I. The album´s heavy moods and glossy quitar lines stand out as a very attractive seasoning of your metal harshness. It seems that you did scrap your past attempts, but, nevertheless, kept some ideas one can hardly find in a true death metal approach. Have you consciously retained in your style some elements of your past music endeavours?
"I'm glad to hear you can sense a differing style in our new album, as we always try to evolve as a band. We don't necessarily want to be put in a very specific genre (Swedish death metal comes to mind), we'd rather just take the many influences we have as musicians and work to create our own sound."

II. What was the most attractive element of death metal that finally hooked you to the genre?
"For me personally, it was the heavy guitars and the evil sound it created. I got into a lot of Swedish bands, Entombed, Dismember in the beginning. And of course, the evil foul smell that Autopsy brings about it can never be topped."

III. What about the fate of your first demo recording of 2007? Since it has never got released, does that mean that it just dwells in the personal music collections of the band´s members and will do so till the end of all ages?
"I don't know, we haven't really given it much thought. We were very fresh as a band at that time, hell I wasn't even behind the drums back then as we had Fredrik Lindorf doing the drumwork for us and I was playing guitar. But yeah, the sound production on that demo was pretty weak, however it's not impossible to see it as perhaps bonus tracks on a future album? Only the future can tell."

IV. With the colourful packing of "Forsaken Lands" you conspicously departed from the austere look of your debut album. Does the black-and-white cover artwork of "Composition of Flesh" points to a more straightforward approach to metal you might have at that time? And do you consider your second full-length a move forward in this respect?
"With the cover art of "Composition of Flesh", we pretty much gave the artist free hands as we didn't have much of an idea for a concept. We basically told him "think of our band name and draw inspiration from that!" haha! But yeah, it definitely feels as though "Forsaken Lands" is a more thought-out album, more cohesive. So in that regard I think we took a step forward."

V. The album "Forsaken Lands" is not only about ten tracks of great, captivating music. It also narrates fascinating stories with the point. The title track about the painful embarkation on a journey across the river of death and self-confident will to seize the underworld, the track "…And So She Dies (In Sacrifice)" about the perverse ritual of sacrificing human chastity and "Prosecuted At Birth", the one I like the most, about useless efforts to root out a sin, as it is reborn again. Do you believe that narrative lyrics in death metal is something worth writing, that you would not do just with usual approach of heaping gore, filth and decay in your songs?
"I'm glad you like that kind of narrative writing, I am a big fan of it myself, for instance I love King Diamond's lyrics as much as I love their music, so for me they're a big influence in my songwriting. And yeah, I definitely think death metal can be so much more than just murder, gore, blood and decay. Our first album was pretty much straightforward gore lyrics with a few exceptions. There's a lot of potential for exploring other themes in death metal, as this kind of music can evoke a lot of feelings."

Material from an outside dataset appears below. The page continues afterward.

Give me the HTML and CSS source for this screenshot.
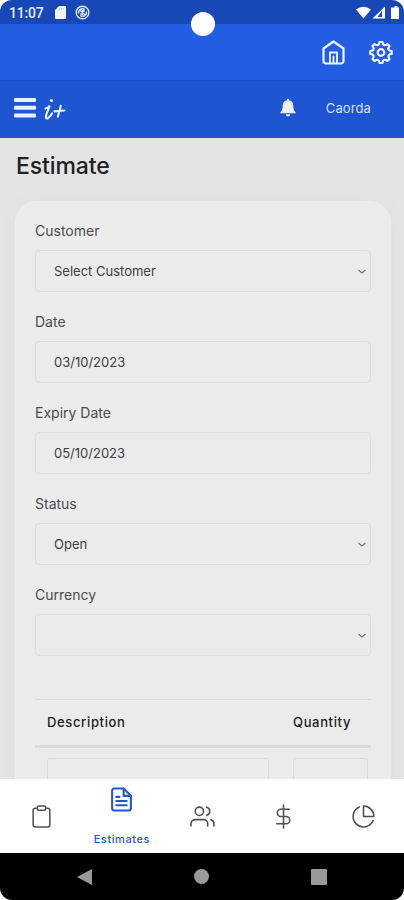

VI. I have been really pulled by that bit of weird tuning in otherwise charming quitar line of the track "Memories". The diversion of the two tones within makes the whole riff absolutely nerving, but viciously catchy at the same time. Why, the holy hell, did you come up with such gimmick and did not let the guitar riff floating in tune? Perfect, it is just killing me!
"Haha, I guess we just like when the music gives that kind of shiver down your spine that makes you feel ill and good at the same time? I hope that's as good an answer as any!"

VII. Where is the place of CORROSIVE CARCASS in the Swedish death metal scene of today, and maybe tomorrow?
"Well, I've always had the idea that I don't want to release "the same album" several times, in that I mean I feel no need to release another "Composition of Flesh". We're always evolving and exploring new territories. This is when a lot of readers would get nervous we're going to turn into some symphonic black metal band or a Pantera knock off haha but that will not happen. We know what CORROSIVE CARCASS is, we just like to write songs that feel fresh and new. As of now we've currently come a long way in writing songs for our third album which will hopefully be recorded this spring or summer. Without saying too much, it'll definitely have a different sound than any of our two past works. Don't worry, it'll still reek of death. I can say though, that it'll feature more progressive pieces!"

Thanks a lot for the interview! The death madness of CORROSIVE CARCASS can always count on my support!